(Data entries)

-- -- --

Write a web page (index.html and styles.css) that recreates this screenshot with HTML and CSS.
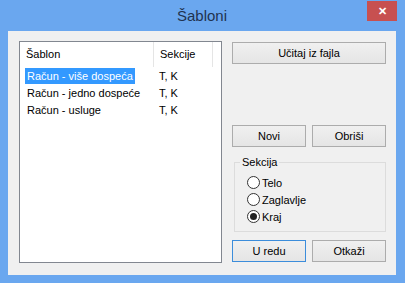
FILE: index.html
```html
<!DOCTYPE html>
<html lang="sr">
<head>
  <meta charset="UTF-8">
  <title>Šabloni</title>
  <link rel="stylesheet" href="styles.css">
</head>
<body>

  <!-- Dialog window -->
  <div class="window">
    <!-- Title bar -->
    <div class="title-bar">
      <div></div>
      <div class="title">Šabloni</div>
      <button class="close-btn">&#x2715;</button>
    </div>

    <!-- Client area -->
    <div class="client">
      <!-- Template list -->
      <div class="list-box">
        <div class="list-row list-header">
          <div class="col col-name">Šablon</div>
          <div class="col col-sec">Sekcije</div>
        </div>
        <div class="list-row">
          <div class="col col-name"><span class="item selected">Račun - više dospeća</span></div>
          <div class="col col-sec">T, K</div>
        </div>
        <div class="list-row">
          <div class="col col-name"><span class="item">Račun - jedno dospeće</span></div>
          <div class="col col-sec">T, K</div>
        </div>
        <div class="list-row">
          <div class="col col-name"><span class="item">Račun - usluge</span></div>
          <div class="col col-sec">T, K</div>
        </div>
      </div>

      <!-- Right side controls -->
      <div class="side">
        <button class="btn btn-wide">Učitaj iz fajla</button>

        <div class="btn-row btn-row-mid">
          <button class="btn">Novi</button>
          <button class="btn">Obriši</button>
        </div>

        <fieldset class="group">
          <legend>Sekcija</legend>
          <label class="radio"><span class="radio-dot"></span>Telo</label>
          <label class="radio"><span class="radio-dot"></span>Zaglavlje</label>
          <label class="radio"><span class="radio-dot checked"></span>Kraj</label>
        </fieldset>

        <div class="btn-row btn-row-bottom">
          <button class="btn btn-default">U redu</button>
          <button class="btn">Otkaži</button>
        </div>
      </div>
    </div>
  </div>

</body>
</html>
```

FILE: styles.css
```css
/* General Reset */
* {
  margin: 0;
  padding: 0;
  box-sizing: border-box;
  font-family: Tahoma, 'Liberation Sans', Arial, sans-serif;
}

body {
  background: #ffffff;
}

/* Window frame */
.window {
  width: 405px;
  height: 283px;
  background: #6aa7ef;
  padding: 0 9px 8px 8px;
  display: flex;
  flex-direction: column;
}

/* Title bar */
.title-bar {
  height: 31px;
  display: grid;
  grid-template-columns: 1fr auto 1fr;
  align-items: start;
}

.title {
  font-size: 15px;
  color: #1f3350;
  line-height: 30px;
  padding-top: 1px;
}

.close-btn {
  justify-self: end;
  width: 30px;
  height: 20px;
  margin-top: 1px;
  margin-right: -1px;
  background: #c75050;
  color: #ffffff;
  border: none;
  font-size: 11px;
  font-weight: bold;
  line-height: 20px;
}

/* Client area */
.client {
  flex: 1;
  background: #f0f0f0;
  display: flex;
  gap: 10px;
  padding: 10px 10px 12px 11px;
}

/* List box */
.list-box {
  width: 204px;
  height: 222px;
  background: #ffffff;
  border: 1px solid #828790;
  font-size: 11px;
  color: #000000;
}

.list-row {
  display: grid;
  grid-template-columns: 134px 59px;
  height: 17px;
  line-height: 17px;
}

.list-header {
  height: 25px;
  line-height: 25px;
  margin-bottom: 1px;
}

.list-header .col {
  border-right: 1px solid #e5e5e5;
  padding-left: 6px;
}

.col-sec {
  padding-left: 5px;
}

.col-name {
  padding-left: 5px;
}

.item {
  display: inline-block;
  line-height: 16px;
  padding: 0 2px;
}

.item.selected {
  background: #3399ff;
  color: #ffffff;
}

/* Right side */
.side {
  width: 154px;
  height: 222px;
  display: flex;
  flex-direction: column;
}

.btn {
  height: 22px;
  width: 74px;
  background: linear-gradient(#f0f0f0, #e5e5e5);
  border: 1px solid #acacac;
  font-size: 11px;
  color: #000000;
}

.btn-wide {
  width: 154px;
  margin-top: 1px;
}

.btn-default {
  border-color: #3c8ddb;
}

.btn-row {
  display: flex;
  justify-content: space-between;
}

.btn-row-mid {
  margin-top: 61px;
}

.btn-row-bottom {
  margin-top: auto;
  margin-bottom: 1px;
}

/* Group box */
.group {
  margin-top: 9px;
  margin-left: 2px;
  border: 1px solid #dcdcdc;
  padding: 5px 0 6px 0;
  font-size: 11px;
}

.group legend {
  margin-left: 5px;
  padding: 0 2px;
  line-height: 13px;
}

.radio {
  display: flex;
  align-items: center;
  height: 17px;
  gap: 2px;
  padding-left: 12px;
}

.radio-dot {
  width: 13px;
  height: 13px;
  border: 1px solid #333333;
  border-radius: 50%;
  background: #ffffff;
  display: flex;
  align-items: center;
  justify-content: center;
}

.radio-dot.checked::after {
  content: '';
  width: 7px;
  height: 7px;
  border-radius: 50%;
  background: #222222;
}
```
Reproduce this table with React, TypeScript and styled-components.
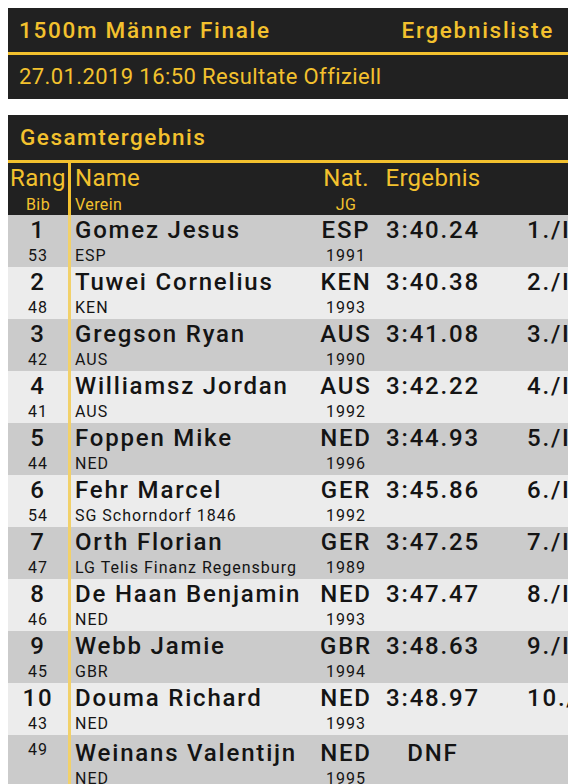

-- -- --

> **Objective**
Set each line of the records down exactly, leaving every picture out.

> **Task answer**
Write a web page (index.html and styles.css) that recreates this screenshot with HTML and CSS.
FILE: index.html
```html
<!DOCTYPE html>
<html lang="sr">
<head>
  <meta charset="UTF-8">
  <title>Šabloni</title>
  <link rel="stylesheet" href="styles.css">
</head>
<body>

  <!-- Dialog window -->
  <div class="window">
    <!-- Title bar -->
    <div class="title-bar">
      <div></div>
      <div class="title">Šabloni</div>
      <button class="close-btn">&#x2715;</button>
    </div>

    <!-- Client area -->
    <div class="client">
      <!-- Template list -->
      <div class="list-box">
        <div class="list-row list-header">
          <div class="col col-name">Šablon</div>
          <div class="col col-sec">Sekcije</div>
        </div>
        <div class="list-row">
          <div class="col col-name"><span class="item selected">Račun - više dospeća</span></div>
          <div class="col col-sec">T, K</div>
        </div>
        <div class="list-row">
          <div class="col col-name"><span class="item">Račun - jedno dospeće</span></div>
          <div class="col col-sec">T, K</div>
        </div>
        <div class="list-row">
          <div class="col col-name"><span class="item">Račun - usluge</span></div>
          <div class="col col-sec">T, K</div>
        </div>
      </div>

      <!-- Right side controls -->
      <div class="side">
        <button class="btn btn-wide">Učitaj iz fajla</button>

        <div class="btn-row btn-row-mid">
          <button class="btn">Novi</button>
          <button class="btn">Obriši</button>
        </div>

        <fieldset class="group">
          <legend>Sekcija</legend>
          <label class="radio"><span class="radio-dot"></span>Telo</label>
          <label class="radio"><span class="radio-dot"></span>Zaglavlje</label>
          <label class="radio"><span class="radio-dot checked"></span>Kraj</label>
        </fieldset>

        <div class="btn-row btn-row-bottom">
          <button class="btn btn-default">U redu</button>
          <button class="btn">Otkaži</button>
        </div>
      </div>
    </div>
  </div>

</body>
</html>
```

FILE: styles.css
```css
/* General Reset */
* {
  margin: 0;
  padding: 0;
  box-sizing: border-box;
  font-family: Tahoma, 'Liberation Sans', Arial, sans-serif;
}

body {
  background: #ffffff;
}

/* Window frame */
.window {
  width: 405px;
  height: 283px;
  background: #6aa7ef;
  padding: 0 9px 8px 8px;
  display: flex;
  flex-direction: column;
}

/* Title bar */
.title-bar {
  height: 31px;
  display: grid;
  grid-template-columns: 1fr auto 1fr;
  align-items: start;
}

.title {
  font-size: 15px;
  color: #1f3350;
  line-height: 30px;
  padding-top: 1px;
}

.close-btn {
  justify-self: end;
  width: 30px;
  height: 20px;
  margin-top: 1px;
  margin-right: -1px;
  background: #c75050;
  color: #ffffff;
  border: none;
  font-size: 11px;
  font-weight: bold;
  line-height: 20px;
}

/* Client area */
.client {
  flex: 1;
  background: #f0f0f0;
  display: flex;
  gap: 10px;
  padding: 10px 10px 12px 11px;
}

/* List box */
.list-box {
  width: 204px;
  height: 222px;
  background: #ffffff;
  border: 1px solid #828790;
  font-size: 11px;
  color: #000000;
}

.list-row {
  display: grid;
  grid-template-columns: 134px 59px;
  height: 17px;
  line-height: 17px;
}

.list-header {
  height: 25px;
  line-height: 25px;
  margin-bottom: 1px;
}

.list-header .col {
  border-right: 1px solid #e5e5e5;
  padding-left: 6px;
}

.col-sec {
  padding-left: 5px;
}

.col-name {
  padding-left: 5px;
}

.item {
  display: inline-block;
  line-height: 16px;
  padding: 0 2px;
}

.item.selected {
  background: #3399ff;
  color: #ffffff;
}

/* Right side */
.side {
  width: 154px;
  height: 222px;
  display: flex;
  flex-direction: column;
}

.btn {
  height: 22px;
  width: 74px;
  background: linear-gradient(#f0f0f0, #e5e5e5);
  border: 1px solid #acacac;
  font-size: 11px;
  color: #000000;
}

.btn-wide {
  width: 154px;
  margin-top: 1px;
}

.btn-default {
  border-color: #3c8ddb;
}

.btn-row {
  display: flex;
  justify-content: space-between;
}

.btn-row-mid {
  margin-top: 61px;
}

.btn-row-bottom {
  margin-top: auto;
  margin-bottom: 1px;
}

/* Group box */
.group {
  margin-top: 9px;
  margin-left: 2px;
  border: 1px solid #dcdcdc;
  padding: 5px 0 6px 0;
  font-size: 11px;
}

.group legend {
  margin-left: 5px;
  padding: 0 2px;
  line-height: 13px;
}

.radio {
  display: flex;
  align-items: center;
  height: 17px;
  gap: 2px;
  padding-left: 12px;
}

.radio-dot {
  width: 13px;
  height: 13px;
  border: 1px solid #333333;
  border-radius: 50%;
  background: #ffffff;
  display: flex;
  align-items: center;
  justify-content: center;
}

.radio-dot.checked::after {
  content: '';
  width: 7px;
  height: 7px;
  border-radius: 50%;
  background: #222222;
}
```
Reproduce this table with React, TypeScript and styled-components.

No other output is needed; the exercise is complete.